● **The exercise**
Look through the material below for "this". Copy every line that contains it.

[Entries with page source code]
= = = = = = =

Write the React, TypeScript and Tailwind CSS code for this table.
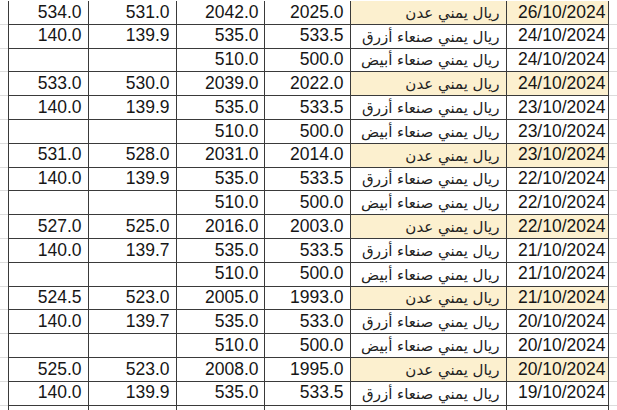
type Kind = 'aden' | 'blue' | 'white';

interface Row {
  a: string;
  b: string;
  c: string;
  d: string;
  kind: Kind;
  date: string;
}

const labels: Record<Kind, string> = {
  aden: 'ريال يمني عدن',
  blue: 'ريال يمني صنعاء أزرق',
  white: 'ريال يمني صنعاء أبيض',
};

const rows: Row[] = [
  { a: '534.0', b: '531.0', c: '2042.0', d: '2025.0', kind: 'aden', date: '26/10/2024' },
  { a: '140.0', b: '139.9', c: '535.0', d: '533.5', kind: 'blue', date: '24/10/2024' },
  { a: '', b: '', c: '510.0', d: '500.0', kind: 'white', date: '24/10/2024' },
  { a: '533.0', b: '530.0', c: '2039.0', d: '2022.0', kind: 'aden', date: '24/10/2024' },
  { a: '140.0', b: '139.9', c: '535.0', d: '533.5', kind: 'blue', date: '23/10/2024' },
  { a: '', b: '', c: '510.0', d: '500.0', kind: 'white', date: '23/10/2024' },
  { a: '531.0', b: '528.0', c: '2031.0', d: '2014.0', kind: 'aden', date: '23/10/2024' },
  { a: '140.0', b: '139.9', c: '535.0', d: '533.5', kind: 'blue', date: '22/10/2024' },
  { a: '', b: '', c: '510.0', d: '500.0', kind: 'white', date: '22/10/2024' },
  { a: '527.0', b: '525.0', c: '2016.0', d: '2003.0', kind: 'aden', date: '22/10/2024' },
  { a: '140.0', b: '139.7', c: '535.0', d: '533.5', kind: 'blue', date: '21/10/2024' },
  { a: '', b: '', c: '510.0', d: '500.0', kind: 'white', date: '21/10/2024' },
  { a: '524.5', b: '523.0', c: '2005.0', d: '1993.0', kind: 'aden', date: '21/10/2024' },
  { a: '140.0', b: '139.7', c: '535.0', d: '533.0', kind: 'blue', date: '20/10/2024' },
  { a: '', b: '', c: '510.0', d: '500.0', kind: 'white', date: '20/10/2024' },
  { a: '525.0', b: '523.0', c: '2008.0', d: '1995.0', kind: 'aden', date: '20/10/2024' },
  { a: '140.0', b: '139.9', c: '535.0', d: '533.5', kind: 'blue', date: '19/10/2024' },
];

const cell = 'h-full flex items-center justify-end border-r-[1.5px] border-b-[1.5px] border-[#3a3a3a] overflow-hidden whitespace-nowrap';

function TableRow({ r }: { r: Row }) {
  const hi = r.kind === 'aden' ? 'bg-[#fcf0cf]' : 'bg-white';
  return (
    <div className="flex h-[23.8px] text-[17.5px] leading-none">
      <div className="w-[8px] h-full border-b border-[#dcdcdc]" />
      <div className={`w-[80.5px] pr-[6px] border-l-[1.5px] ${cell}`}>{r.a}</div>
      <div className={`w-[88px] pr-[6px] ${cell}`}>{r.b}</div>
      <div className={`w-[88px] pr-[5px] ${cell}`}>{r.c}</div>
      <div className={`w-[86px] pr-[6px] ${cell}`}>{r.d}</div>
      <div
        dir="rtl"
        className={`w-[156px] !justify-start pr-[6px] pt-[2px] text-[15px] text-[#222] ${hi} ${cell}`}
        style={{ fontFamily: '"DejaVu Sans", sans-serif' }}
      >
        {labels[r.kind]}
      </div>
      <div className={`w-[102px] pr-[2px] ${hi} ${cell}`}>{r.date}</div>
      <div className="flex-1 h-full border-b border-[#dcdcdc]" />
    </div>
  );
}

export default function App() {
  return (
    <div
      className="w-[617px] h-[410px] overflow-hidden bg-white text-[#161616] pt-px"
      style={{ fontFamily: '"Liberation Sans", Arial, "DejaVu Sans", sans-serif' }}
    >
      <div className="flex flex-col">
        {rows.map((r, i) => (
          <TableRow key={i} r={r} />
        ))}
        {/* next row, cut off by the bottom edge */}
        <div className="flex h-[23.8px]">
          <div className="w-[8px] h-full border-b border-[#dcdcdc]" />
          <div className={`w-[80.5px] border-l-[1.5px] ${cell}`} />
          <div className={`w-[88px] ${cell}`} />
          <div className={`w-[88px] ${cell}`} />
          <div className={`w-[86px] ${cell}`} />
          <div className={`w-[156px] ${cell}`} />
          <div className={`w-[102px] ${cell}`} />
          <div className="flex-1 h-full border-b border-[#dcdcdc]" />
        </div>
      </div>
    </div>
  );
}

= = = = = = =

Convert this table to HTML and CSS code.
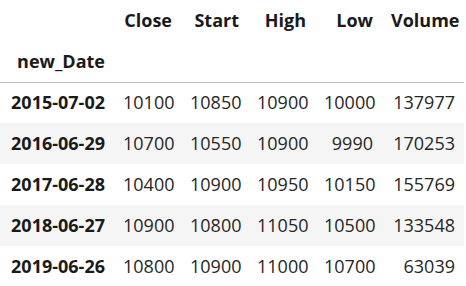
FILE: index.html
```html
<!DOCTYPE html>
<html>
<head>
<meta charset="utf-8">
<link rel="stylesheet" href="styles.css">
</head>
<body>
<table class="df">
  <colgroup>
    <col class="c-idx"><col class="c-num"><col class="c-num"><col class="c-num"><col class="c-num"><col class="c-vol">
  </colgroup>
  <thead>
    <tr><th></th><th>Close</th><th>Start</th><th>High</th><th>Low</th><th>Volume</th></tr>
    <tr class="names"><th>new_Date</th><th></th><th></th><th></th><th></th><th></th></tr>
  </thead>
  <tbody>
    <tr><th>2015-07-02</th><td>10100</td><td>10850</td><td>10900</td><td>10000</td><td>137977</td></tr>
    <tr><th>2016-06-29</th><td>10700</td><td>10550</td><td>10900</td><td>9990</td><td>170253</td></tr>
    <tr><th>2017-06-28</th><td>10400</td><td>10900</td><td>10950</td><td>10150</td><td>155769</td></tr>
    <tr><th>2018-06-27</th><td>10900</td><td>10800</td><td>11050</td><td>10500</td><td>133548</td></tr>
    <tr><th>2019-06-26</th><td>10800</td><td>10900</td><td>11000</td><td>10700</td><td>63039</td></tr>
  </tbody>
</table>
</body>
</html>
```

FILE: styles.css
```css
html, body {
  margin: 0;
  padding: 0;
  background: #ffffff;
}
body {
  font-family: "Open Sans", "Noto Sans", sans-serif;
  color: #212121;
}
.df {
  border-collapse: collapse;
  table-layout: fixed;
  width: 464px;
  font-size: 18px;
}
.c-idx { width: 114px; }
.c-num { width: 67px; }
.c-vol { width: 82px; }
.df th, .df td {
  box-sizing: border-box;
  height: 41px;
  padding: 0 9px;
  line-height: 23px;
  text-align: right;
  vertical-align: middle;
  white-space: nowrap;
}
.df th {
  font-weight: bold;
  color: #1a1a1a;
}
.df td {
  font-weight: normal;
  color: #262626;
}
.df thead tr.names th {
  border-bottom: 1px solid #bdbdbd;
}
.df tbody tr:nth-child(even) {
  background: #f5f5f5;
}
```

= = = = = = =

● **Completed exercise**
Write the React, TypeScript and Tailwind CSS code for this table.
Convert this table to HTML and CSS code.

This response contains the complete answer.